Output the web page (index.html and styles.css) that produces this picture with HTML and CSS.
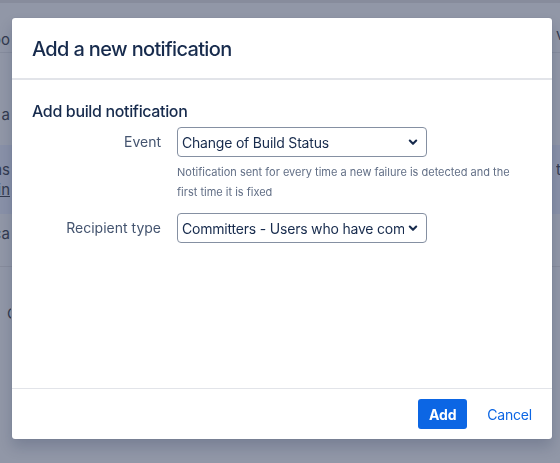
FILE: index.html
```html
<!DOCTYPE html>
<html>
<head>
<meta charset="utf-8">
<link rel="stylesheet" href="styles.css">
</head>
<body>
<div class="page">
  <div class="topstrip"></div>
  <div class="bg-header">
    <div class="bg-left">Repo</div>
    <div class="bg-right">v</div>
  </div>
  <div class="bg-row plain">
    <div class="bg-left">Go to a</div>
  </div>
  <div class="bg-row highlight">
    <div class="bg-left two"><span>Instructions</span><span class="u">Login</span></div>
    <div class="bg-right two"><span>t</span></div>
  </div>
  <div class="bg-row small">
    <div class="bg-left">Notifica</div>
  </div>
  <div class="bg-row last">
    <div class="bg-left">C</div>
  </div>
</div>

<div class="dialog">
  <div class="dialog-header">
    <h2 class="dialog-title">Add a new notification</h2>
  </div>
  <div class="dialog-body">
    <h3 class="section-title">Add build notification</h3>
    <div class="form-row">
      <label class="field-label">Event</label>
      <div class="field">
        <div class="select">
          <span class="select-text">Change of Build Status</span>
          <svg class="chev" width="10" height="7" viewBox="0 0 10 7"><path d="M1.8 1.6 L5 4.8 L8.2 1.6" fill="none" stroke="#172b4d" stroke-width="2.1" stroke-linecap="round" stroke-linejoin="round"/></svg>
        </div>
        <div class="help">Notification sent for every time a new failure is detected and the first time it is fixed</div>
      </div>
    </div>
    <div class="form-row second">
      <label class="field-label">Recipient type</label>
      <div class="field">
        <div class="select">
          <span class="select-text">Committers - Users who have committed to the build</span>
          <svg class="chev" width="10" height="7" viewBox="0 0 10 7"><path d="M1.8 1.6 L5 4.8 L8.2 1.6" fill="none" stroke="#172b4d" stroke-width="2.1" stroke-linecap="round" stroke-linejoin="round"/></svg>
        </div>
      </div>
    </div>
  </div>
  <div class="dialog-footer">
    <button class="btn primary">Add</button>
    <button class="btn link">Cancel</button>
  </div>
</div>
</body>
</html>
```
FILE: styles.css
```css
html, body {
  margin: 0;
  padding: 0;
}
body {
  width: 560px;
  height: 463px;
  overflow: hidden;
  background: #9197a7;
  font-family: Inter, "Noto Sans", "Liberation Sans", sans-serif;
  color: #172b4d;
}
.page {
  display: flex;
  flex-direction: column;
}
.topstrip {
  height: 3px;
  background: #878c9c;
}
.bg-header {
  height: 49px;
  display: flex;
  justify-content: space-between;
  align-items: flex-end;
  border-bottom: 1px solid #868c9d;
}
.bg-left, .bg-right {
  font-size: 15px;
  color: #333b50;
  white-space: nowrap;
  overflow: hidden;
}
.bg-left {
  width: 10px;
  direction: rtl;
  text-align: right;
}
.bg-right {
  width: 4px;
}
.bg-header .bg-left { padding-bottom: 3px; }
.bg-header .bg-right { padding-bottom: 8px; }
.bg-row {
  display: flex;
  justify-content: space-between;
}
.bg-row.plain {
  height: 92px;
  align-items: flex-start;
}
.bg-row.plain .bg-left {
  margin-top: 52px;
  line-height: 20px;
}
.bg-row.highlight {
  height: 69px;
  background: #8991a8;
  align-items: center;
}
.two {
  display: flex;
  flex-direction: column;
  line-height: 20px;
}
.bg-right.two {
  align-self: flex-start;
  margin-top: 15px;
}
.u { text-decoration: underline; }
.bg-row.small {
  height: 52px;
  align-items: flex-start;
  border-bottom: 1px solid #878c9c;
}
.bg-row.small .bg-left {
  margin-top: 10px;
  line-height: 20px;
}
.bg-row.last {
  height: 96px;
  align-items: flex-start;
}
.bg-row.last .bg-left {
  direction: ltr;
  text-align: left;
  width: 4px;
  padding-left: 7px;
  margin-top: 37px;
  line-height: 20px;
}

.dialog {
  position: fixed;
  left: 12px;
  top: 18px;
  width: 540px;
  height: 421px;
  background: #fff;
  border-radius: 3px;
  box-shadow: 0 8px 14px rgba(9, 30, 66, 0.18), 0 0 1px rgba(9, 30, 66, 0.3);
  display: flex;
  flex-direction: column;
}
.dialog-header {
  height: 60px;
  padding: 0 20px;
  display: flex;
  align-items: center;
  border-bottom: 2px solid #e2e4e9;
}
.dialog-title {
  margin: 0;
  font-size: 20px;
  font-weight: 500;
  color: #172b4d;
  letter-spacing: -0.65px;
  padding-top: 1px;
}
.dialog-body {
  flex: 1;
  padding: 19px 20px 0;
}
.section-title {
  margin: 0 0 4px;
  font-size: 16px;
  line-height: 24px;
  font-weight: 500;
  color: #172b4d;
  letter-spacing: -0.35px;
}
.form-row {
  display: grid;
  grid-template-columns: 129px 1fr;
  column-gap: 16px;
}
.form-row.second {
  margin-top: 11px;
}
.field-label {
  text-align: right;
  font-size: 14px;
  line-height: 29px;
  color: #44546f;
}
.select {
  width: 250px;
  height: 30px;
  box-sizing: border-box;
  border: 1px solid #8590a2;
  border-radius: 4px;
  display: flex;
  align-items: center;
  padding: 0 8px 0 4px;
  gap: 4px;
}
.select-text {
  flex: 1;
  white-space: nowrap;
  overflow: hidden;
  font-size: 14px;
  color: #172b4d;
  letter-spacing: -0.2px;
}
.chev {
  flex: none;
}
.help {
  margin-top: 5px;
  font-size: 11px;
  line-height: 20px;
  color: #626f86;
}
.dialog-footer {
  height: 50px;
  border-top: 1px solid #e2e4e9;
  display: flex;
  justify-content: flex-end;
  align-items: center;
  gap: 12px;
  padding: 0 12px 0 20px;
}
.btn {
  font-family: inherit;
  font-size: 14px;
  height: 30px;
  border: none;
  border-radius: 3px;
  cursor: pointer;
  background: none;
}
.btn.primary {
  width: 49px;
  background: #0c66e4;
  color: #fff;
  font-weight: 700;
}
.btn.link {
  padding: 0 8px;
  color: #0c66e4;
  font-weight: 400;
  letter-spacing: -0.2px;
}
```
◇ ◇ ◇ ◇
TASK INSTRUCTIONS: Without the pictures, output the full listing exactly as it stands.

WRITTEN RESPONSE:
Output the web page (index.html and styles.css) that produces this picture with HTML and CSS.
FILE: index.html
```html
<!DOCTYPE html>
<html>
<head>
<meta charset="utf-8">
<link rel="stylesheet" href="styles.css">
</head>
<body>
<div class="page">
  <div class="topstrip"></div>
  <div class="bg-header">
    <div class="bg-left">Repo</div>
    <div class="bg-right">v</div>
  </div>
  <div class="bg-row plain">
    <div class="bg-left">Go to a</div>
  </div>
  <div class="bg-row highlight">
    <div class="bg-left two"><span>Instructions</span><span class="u">Login</span></div>
    <div class="bg-right two"><span>t</span></div>
  </div>
  <div class="bg-row small">
    <div class="bg-left">Notifica</div>
  </div>
  <div class="bg-row last">
    <div class="bg-left">C</div>
  </div>
</div>

<div class="dialog">
  <div class="dialog-header">
    <h2 class="dialog-title">Add a new notification</h2>
  </div>
  <div class="dialog-body">
    <h3 class="section-title">Add build notification</h3>
    <div class="form-row">
      <label class="field-label">Event</label>
      <div class="field">
        <div class="select">
          <span class="select-text">Change of Build Status</span>
          <svg class="chev" width="10" height="7" viewBox="0 0 10 7"><path d="M1.8 1.6 L5 4.8 L8.2 1.6" fill="none" stroke="#172b4d" stroke-width="2.1" stroke-linecap="round" stroke-linejoin="round"/></svg>
        </div>
        <div class="help">Notification sent for every time a new failure is detected and the first time it is fixed</div>
      </div>
    </div>
    <div class="form-row second">
      <label class="field-label">Recipient type</label>
      <div class="field">
        <div class="select">
          <span class="select-text">Committers - Users who have committed to the build</span>
          <svg class="chev" width="10" height="7" viewBox="0 0 10 7"><path d="M1.8 1.6 L5 4.8 L8.2 1.6" fill="none" stroke="#172b4d" stroke-width="2.1" stroke-linecap="round" stroke-linejoin="round"/></svg>
        </div>
      </div>
    </div>
  </div>
  <div class="dialog-footer">
    <button class="btn primary">Add</button>
    <button class="btn link">Cancel</button>
  </div>
</div>
</body>
</html>
```
FILE: styles.css
```css
html, body {
  margin: 0;
  padding: 0;
}
body {
  width: 560px;
  height: 463px;
  overflow: hidden;
  background: #9197a7;
  font-family: Inter, "Noto Sans", "Liberation Sans", sans-serif;
  color: #172b4d;
}
.page {
  display: flex;
  flex-direction: column;
}
.topstrip {
  height: 3px;
  background: #878c9c;
}
.bg-header {
  height: 49px;
  display: flex;
  justify-content: space-between;
  align-items: flex-end;
  border-bottom: 1px solid #868c9d;
}
.bg-left, .bg-right {
  font-size: 15px;
  color: #333b50;
  white-space: nowrap;
  overflow: hidden;
}
.bg-left {
  width: 10px;
  direction: rtl;
  text-align: right;
}
.bg-right {
  width: 4px;
}
.bg-header .bg-left { padding-bottom: 3px; }
.bg-header .bg-right { padding-bottom: 8px; }
.bg-row {
  display: flex;
  justify-content: space-between;
}
.bg-row.plain {
  height: 92px;
  align-items: flex-start;
}
.bg-row.plain .bg-left {
  margin-top: 52px;
  line-height: 20px;
}
.bg-row.highlight {
  height: 69px;
  background: #8991a8;
  align-items: center;
}
.two {
  display: flex;
  flex-direction: column;
  line-height: 20px;
}
.bg-right.two {
  align-self: flex-start;
  margin-top: 15px;
}
.u { text-decoration: underline; }
.bg-row.small {
  height: 52px;
  align-items: flex-start;
  border-bottom: 1px solid #878c9c;
}
.bg-row.small .bg-left {
  margin-top: 10px;
  line-height: 20px;
}
.bg-row.last {
  height: 96px;
  align-items: flex-start;
}
.bg-row.last .bg-left {
  direction: ltr;
  text-align: left;
  width: 4px;
  padding-left: 7px;
  margin-top: 37px;
  line-height: 20px;
}

.dialog {
  position: fixed;
  left: 12px;
  top: 18px;
  width: 540px;
  height: 421px;
  background: #fff;
  border-radius: 3px;
  box-shadow: 0 8px 14px rgba(9, 30, 66, 0.18), 0 0 1px rgba(9, 30, 66, 0.3);
  display: flex;
  flex-direction: column;
}
.dialog-header {
  height: 60px;
  padding: 0 20px;
  display: flex;
  align-items: center;
  border-bottom: 2px solid #e2e4e9;
}
.dialog-title {
  margin: 0;
  font-size: 20px;
  font-weight: 500;
  color: #172b4d;
  letter-spacing: -0.65px;
  padding-top: 1px;
}
.dialog-body {
  flex: 1;
  padding: 19px 20px 0;
}
.section-title {
  margin: 0 0 4px;
  font-size: 16px;
  line-height: 24px;
  font-weight: 500;
  color: #172b4d;
  letter-spacing: -0.35px;
}
.form-row {
  display: grid;
  grid-template-columns: 129px 1fr;
  column-gap: 16px;
}
.form-row.second {
  margin-top: 11px;
}
.field-label {
  text-align: right;
  font-size: 14px;
  line-height: 29px;
  color: #44546f;
}
.select {
  width: 250px;
  height: 30px;
  box-sizing: border-box;
  border: 1px solid #8590a2;
  border-radius: 4px;
  display: flex;
  align-items: center;
  padding: 0 8px 0 4px;
  gap: 4px;
}
.select-text {
  flex: 1;
  white-space: nowrap;
  overflow: hidden;
  font-size: 14px;
  color: #172b4d;
  letter-spacing: -0.2px;
}
.chev {
  flex: none;
}
.help {
  margin-top: 5px;
  font-size: 11px;
  line-height: 20px;
  color: #626f86;
}
.dialog-footer {
  height: 50px;
  border-top: 1px solid #e2e4e9;
  display: flex;
  justify-content: flex-end;
  align-items: center;
  gap: 12px;
  padding: 0 12px 0 20px;
}
.btn {
  font-family: inherit;
  font-size: 14px;
  height: 30px;
  border: none;
  border-radius: 3px;
  cursor: pointer;
  background: none;
}
.btn.primary {
  width: 49px;
  background: #0c66e4;
  color: #fff;
  font-weight: 700;
}
.btn.link {
  padding: 0 8px;
  color: #0c66e4;
  font-weight: 400;
  letter-spacing: -0.2px;
}
```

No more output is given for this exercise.